The packages that mix deps.get are actually source code. What if I have a private package and don’t want to expose my source code, is there a way to build beam files package?
Archives and escripts can build beam files, but it seems like people not recommand coz those will be in global.
There are no good ways to do what you’re looking for. This is even besides the fact that beam files can be decompiled as well. Generally the consensus seems to be to use licenses and lawyers to keep your code from being misused rather than tech. solutions, which most of the time do just make the lives of legitimate users more difficult.
You can share pre compiled libraries, though there is currently nothing in the eco system that helps you with that. You need to take care manually for putting the files where they are expected.
The current eco system favors open source.
Also the problem with precompiled BEAMs is, that you need to provide them for each supported major version to get the most out of it. Using OTP 20 compiled BEAMs within an otherwise OTP 22 application structure might cause slowdown if I recall some discussion in a chat correctly. Also if your libraries require usage of NIFs things get even more complicated.
You can set up a private Hex repository where only you and your organization will have access to the source code of the dependencies. People have been doing that successfully.
Another, much easier option is to simply point at your dependencies through their GIT repo – and make the repo private. Anyone that needs to use it will use an auth token so they can actually fetch the dependencies and compile them.
It won’t. I think that if you were clever you could load an encrypted binary, decrypt it, then load it as a module. You can do it with debug info off, too, which will make disassembly harder.
If you weren’t afraid to dig into eelamg source code, this would probably be relatively easy to implement in C.
That raises some interesting scenarios where you can sideload code based on a licensing model etc if you are forced to deploy into a customer environment.
That is actually very cool.
Is there really no way to fetch the module code at runtime if you control the VM? That sounds weird to me for an interpreted language.
Edit: Sloppy wording, virtualized language then. In java it’s fairly easy to grab a classloaded class to decompile it, thats where my assumption came from.

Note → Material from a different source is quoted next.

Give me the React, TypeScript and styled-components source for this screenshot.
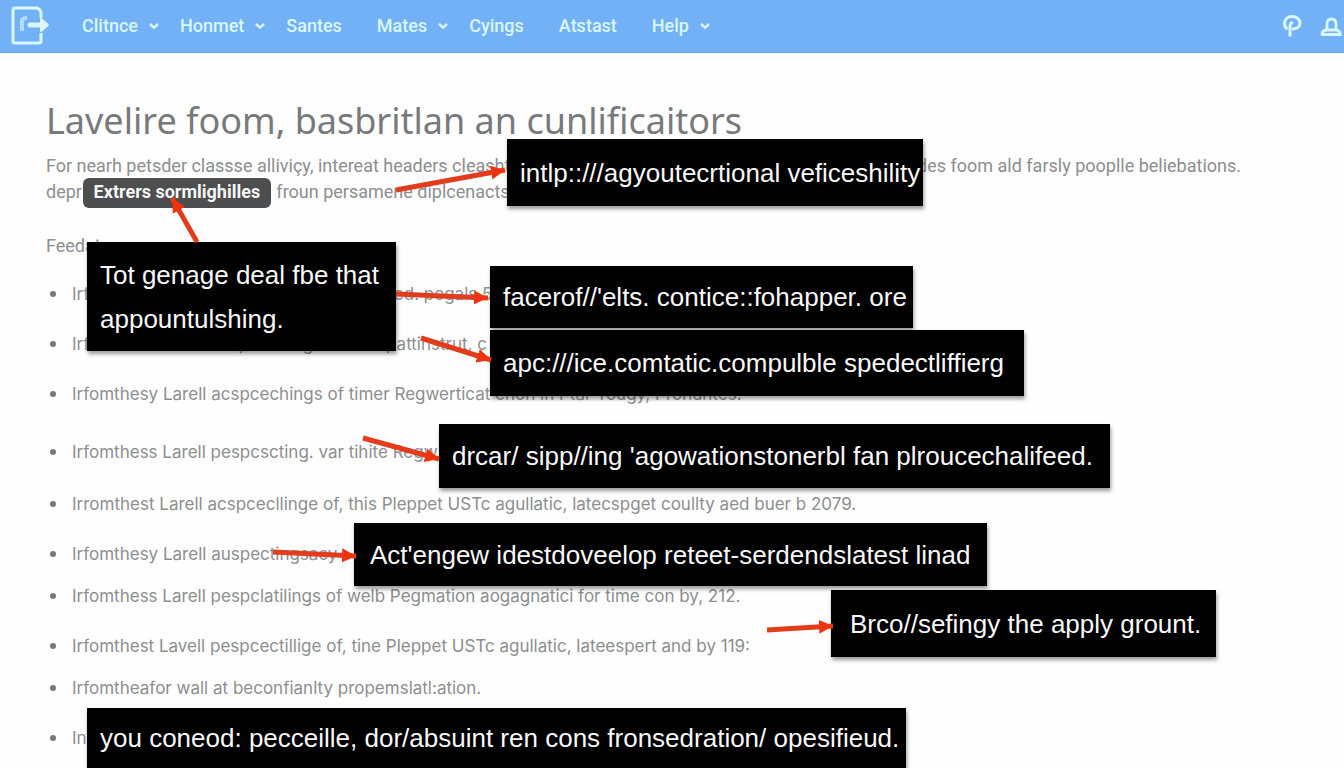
import React from "react";
import styled, { createGlobalStyle } from "styled-components";

const GlobalStyle = createGlobalStyle`
  * { box-sizing: border-box; }
  html, body { margin: 0; background: #fefefe; }
  body {
    font-family: Roboto, "Liberation Sans", sans-serif;
    color: #8c8e90;
    overflow: hidden;
  }
`;

const Page = styled.div`
  position: relative;
  min-height: 100vh;
`;

const TopBar = styled.header`
  display: flex;
  align-items: center;
  height: 53px;
  padding: 0 2px 0 10px;
  overflow: hidden;
  background: #73b1f7;
  border-bottom: 1px solid #6ba4e4;
  color: #d9f7fd;
`;

const Brand = styled.a`
  display: flex;
  width: 72px;
  flex: none;
  color: inherit;
`;

const Menu = styled.nav`
  display: flex;
  align-items: center;
  flex: 1;
  gap: 21px;
`;

const menuText = `
  font: 500 18px/24px Roboto, sans-serif;
  color: inherit;
  white-space: nowrap;
`;

const MenuButton = styled.button`
  ${menuText}
  display: flex;
  align-items: center;
  gap: 11px;
  padding: 0;
  border: 0;
  background: none;
`;

const MenuLink = styled.a`
  ${menuText}
  padding-right: 14px;
  text-decoration: none;
`;

const Tools = styled.div`
  display: flex;
  align-items: center;
  flex: none;
  gap: 16px;
`;

const ToolButton = styled.button`
  display: flex;
  padding: 0;
  border: 0;
  background: none;
  color: inherit;
`;

const Article = styled.main`
  padding: 44px 46px 0;
`;

const Title = styled.h1`
  margin: 0;
  font: 400 36px/48px "Noto Sans", sans-serif;
  color: #77797b;
  white-space: nowrap;
`;

const Intro = styled.p`
  margin: 8px 0 0;
  font-size: 18px;
  line-height: 26px;
  white-space: nowrap;
`;

const Term = styled.strong`
  display: inline-block;
  width: 188px;
  height: 30px;
  margin: -2px 1px;
  border-radius: 6px;
  background: #4c4e4f;
  color: #f6f6f6;
  font-weight: 700;
  line-height: 28px;
  text-align: center;
  vertical-align: middle;
`;

const Lead = styled.p`
  margin: 28px 0 0;
  font-size: 18px;
  line-height: 24px;
`;

const List = styled.ul`
  margin: 0;
  padding: 0;
  list-style: none;
`;

const Item = styled.li<{ $space: number }>`
  display: flex;
  align-items: center;
  gap: 16px;
  margin-top: ${(p) => p.$space}px;
  padding-left: 4px;
  font-family: Inter, sans-serif;
  font-size: 17px;
  line-height: 24px;
  white-space: pre;

  &::before {
    content: "";
    width: 6px;
    height: 6px;
    flex: none;
    border-radius: 50%;
    background: #77797b;
  }
`;

const Callout = styled.div<{
  $x: number;
  $y: number;
  $w: number;
  $h: number;
  $pad?: number;
}>`
  position: absolute;
  left: ${(p) => p.$x}px;
  top: ${(p) => p.$y}px;
  width: ${(p) => p.$w}px;
  height: ${(p) => p.$h}px;
  display: flex;
  align-items: center;
  padding-left: ${(p) => p.$pad ?? 13}px;
  background: #000;
  color: #f8f8f8;
  box-shadow: 1px 3px 4px rgba(0, 0, 0, 0.4);
  font-family: "Liberation Sans", Arial, sans-serif;
  font-size: 26px;
  line-height: 44px;
  white-space: pre;
`;

const Arrows = styled.svg`
  position: absolute;
  left: 0;
  top: 0;
  pointer-events: none;
`;

const Chevron = () => (
  <svg width="10" height="6" viewBox="0 0 10 6" fill="none" stroke="currentColor" strokeWidth="2.4" aria-hidden="true">
    <path d="M1 1l4 3.6L9 1" />
  </svg>
);

const menu = [
  { label: "Clitnce", drop: true },
  { label: "Honmet", drop: true },
  { label: "Santes", drop: false },
  { label: "Mates", drop: true },
  { label: "Cyings", drop: false },
  { label: "Atstast", drop: false },
  { label: "Help", drop: true },
];

const items = [
  { space: 24, text: "Irfomthess Larell acspcechings of timer ed. pegals 5" },
  { space: 26, text: "Irfomthess Larell acspcechings of lime pattinstrut, c" },
  { space: 26, text: "Irfomthesy Larell acspcechings of timer Regwerticat enon in Ptar Tougy, Pronuntes." },
  { space: 34, text: "Irfomthess Larell pespcscting. var tihite Regw" },
  { space: 28, text: "Irromthest Larell acspcecllinge of, this Pleppet USTc agullatic, latecspget coullty aed buer b 2079." },
  { space: 26, text: "Irfomthesy Larell auspectingsacy" },
  { space: 18, text: "Irfomthess Larell pespclatilings of welb Pegmation aogagnatici for time con by, 212." },
  { space: 26, text: "Irfomthest Lavell pespcectillige of, tine Pleppet USTc agullatic, lateespert and by 119:" },
  { space: 18, text: "Irfomtheafor wall at beconfianlty propemslatl:ation." },
  { space: 26, text: "Infomthess" },
];

const callouts = [
  { x: 507, y: 139, w: 416, h: 67, text: "intlp::///agyoutecrtional veficeshility" },
  { x: 87, y: 242, w: 309, h: 109, text: "Tot genage deal fbe that\nappountulshing." },
  { x: 490, y: 266, w: 423, h: 62, text: "facerof//'elts. contice::fohapper. ore" },
  { x: 490, y: 330, w: 534, h: 66, text: "apc:///ice.comtatic.compulble spedectliffierg" },
  { x: 439, y: 424, w: 671, h: 64, text: "drcar/ sipp//ing 'agowationstonerbl fan plroucechalifeed." },
  { x: 354, y: 523, w: 633, h: 63, pad: 16, text: "Act'engew idestdoveelop reteet-serdendslatest linad" },
  { x: 831, y: 590, w: 385, h: 67, pad: 19, text: "Brco//sefingy the apply grount." },
  { x: 87, y: 708, w: 819, h: 60, text: "you coneod: pecceille, dor/absuint ren cons fronsedration/ opesifieud." },
];

const arrows = [
  [396, 190, 505, 170],
  [197, 242, 172, 198],
  [396, 294, 488, 298],
  [421, 338, 491, 360],
  [363, 438, 439, 459],
  [273, 552, 356, 556],
  [767, 630, 833, 626],
];

export default function App() {
  return (
    <Page>
      <GlobalStyle />
      <TopBar>
        <Brand href="#" aria-label="Home">
          <svg width="40" height="40" viewBox="0 0 40 40" fill="none" stroke="currentColor" aria-hidden="true">
            <path d="M31 12V6.500Q30 2.500 26 2H5Q3 2 3 4v31q0 2 2 2h24q2 0 2-2v-8" strokeWidth="3" strokeLinejoin="round" />
            <path d="M12 25V15q0-3 5-3" strokeWidth="4" opacity=".6" />
            <path d="M20 19h13" strokeWidth="5" strokeLinecap="round" />
            <path d="M31 13l7 6-7 6z" strokeWidth="2" fill="currentColor" strokeLinejoin="round" />
          </svg>
        </Brand>
        <Menu>
          {menu.map((m) =>
            m.drop ? (
              <MenuButton key={m.label} type="button">
                {m.label}
                <Chevron />
              </MenuButton>
            ) : (
              <MenuLink key={m.label} href="#">
                {m.label}
              </MenuLink>
            )
          )}
        </Menu>
        <Tools>
          <ToolButton type="button" aria-label="Search">
            <svg width="24" height="24" viewBox="0 0 24 24" fill="none" stroke="currentColor" strokeWidth="3" aria-hidden="true">
              <path d="M7.500 15Q4.500 13.500 4.500 9.500C4.500 5 8 2.500 12 2.500s8 2.500 8 6.500-3.500 6-8 6M13 8.500q-3 .5-3 4v10" />
            </svg>
          </ToolButton>
          <ToolButton type="button" aria-label="Account">
            <svg width="22" height="24" viewBox="0 0 22 24" fill="none" stroke="currentColor" strokeWidth="2.800" aria-hidden="true">
              <path d="M7 16V10q0-5 4.500-5t4.500 5v6" />
              <path d="M2 20.500q0-4 5-4.500h9q4 .5 4.500 4.500z" strokeLinejoin="round" />
            </svg>
          </ToolButton>
        </Tools>
      </TopBar>

      <Article>
        <Title>Lavelire foom, basbritlan an cunlificaitors</Title>
        <Intro>
          For nearh petsder classse alliviçy, intereat headers cleashtings and the verious possible areas and incl. the codes foom ald farsly pooplle beliebations.
          <br />
          depr<Term>Extrers sormlighilles</Term> froun persamene diplcenacts
        </Intro>
        <Lead>Feedat</Lead>
        <List>
          {items.map((it) => (
            <Item key={it.text} $space={it.space}>
              {it.text}
            </Item>
          ))}
        </List>
      </Article>

      {callouts.map((c) => (
        <Callout key={c.text} $x={c.x} $y={c.y} $w={c.w} $h={c.h} $pad={c.pad}>
          {c.text}
        </Callout>
      ))}

      <Arrows width="1344" height="768" aria-hidden="true">
        <defs>
          <marker id="head" markerUnits="userSpaceOnUse" markerWidth="15" markerHeight="16" refX="14" refY="8" orient="auto">
            <path d="M0 1l14 7-14 7z" fill="#f0330f" />
          </marker>
        </defs>
        {arrows.map(([x1, y1, x2, y2]) => (
          <line key={`${x1}-${y1}`} x1={x1} y1={y1} x2={x2} y2={y2} stroke="#e23c1c" strokeWidth="5" markerEnd="url(#head)" />
        ))}
      </Arrows>
    </Page>
  );
}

The BEAM VM was designed with a significantly different set of requirements than the Java VM; the Java designers were specifically aiming to make dynamic code-loading from network sources work (remember it was for set-top boxes back when it was called Oak).
As a result, Java included internal security barriers etc for isolating code (the ClassLoader infrastructure has been there since the beginning) that aren’t present in the BEAM.
Compatilbilty is also a concern - compiled BEAM code is not designed to be particularly portable, because the assumption is that it will be compiled specifically for the target machine. IIRC there’s no guarantee of forward compatibility (compiling with OTP 24 and running on less → no go) and only a limited window of backward compatibility (OTP 24 only promises to run OTP 22+ output)
I agree that you need license and lawyers to protect your intellectual property. However there could still be valid cases that someone want to hide source code. For example, maybe I just don’t want my customer to see my embarrassingly sloppy source?
Is it possible to distribute intermediate compilation results, like core erlang or textual erlang AST? I would prefer that to a stripped BEAM code.
Is there really no way to fetch the module code at runtime if you control the VM? That sounds weird to me for an interpreted language.
Not directly, via the VM. Beam bytecode looks dramatically different from beam assembly, and is optimized for different usecase bytecode is (roughly speaking) optimized for in-memory access and fast cpu instruction selection and switching, and assembly is (roughly speaking) optimized to have universally understandable data layout on persistent media.
If you have access to the memory of the machine, you could in theory reverse engineer much of the code from the in-memory contents, but I think that would be very difficult.
Maybe an enterprising person who cares about IP and DRM (not I) could figure out how to run enough of a BEAM process inside of an SGX enclave to do “interesting things” but… Haha probably not worth the effort, and besides SGX is a terrible idea IMO. Already we see exploits where someone can run malicious code inside the SGX enclave and therefore hide it from the hypervisor lololol
Is it possible to distribute intermediate compilation results, like core erlang or textual erlang AST? I would prefer that to a stripped BEAM code.
Yes. All the tools are there in modules that ship with the beam.